As brand building and marketing are of paramount importance in the digital world, Hong Kong industries are advised to make concerted efforts to better utilise their resources. Exporters working in the same industry might consider creating a vertical online platform, allowing the creation of a single unified advertising campaign that can be implemented across the board. In 2013, a Hong Kong manufacturer created onemalltime, a vertical platform for selling watches and jewellery online. Since then, more than 100 companies and brands have started selling on the platform. The main benefit of a vertical platform is that vendors can serve a specific audience and its particular set of needs.

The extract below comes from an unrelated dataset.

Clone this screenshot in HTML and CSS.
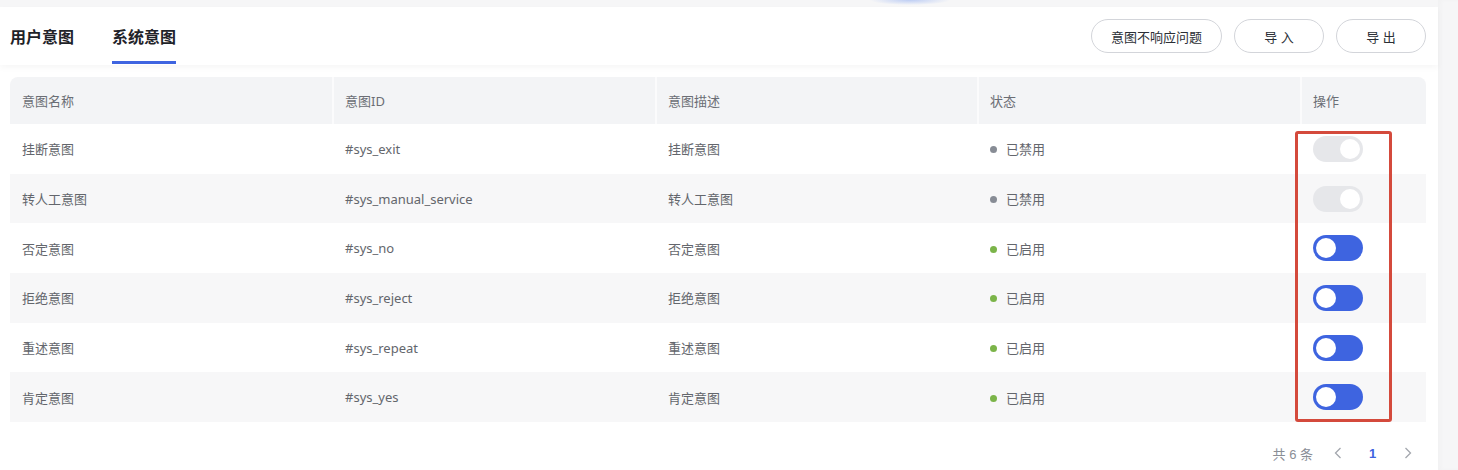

From the consumers’ perspective, finding products on a vertical platform can simplify the process of shopping and thus enhance the user experience.

Of course, competition might exist among merchants on the same platform, but such competition is still far less extreme than that which businesses could face as members of a third-party mega-marketplace. Through an effective strategy and appropriate positioning, a vertical platform can minimise overheads and maximise the user’s ability to reach a worldwide audience.

There is vast potential here for a wide number of consumer products, as Hong Kong is a well-established sourcing and trading hub for many products, such as precious jewellery, watches, consumer electronics, eyewear products, garments, gifts and toys. Hong Kong products – and not just those that are physically manufactured in Hong Kong – have a reputation for reliability and quality across the world.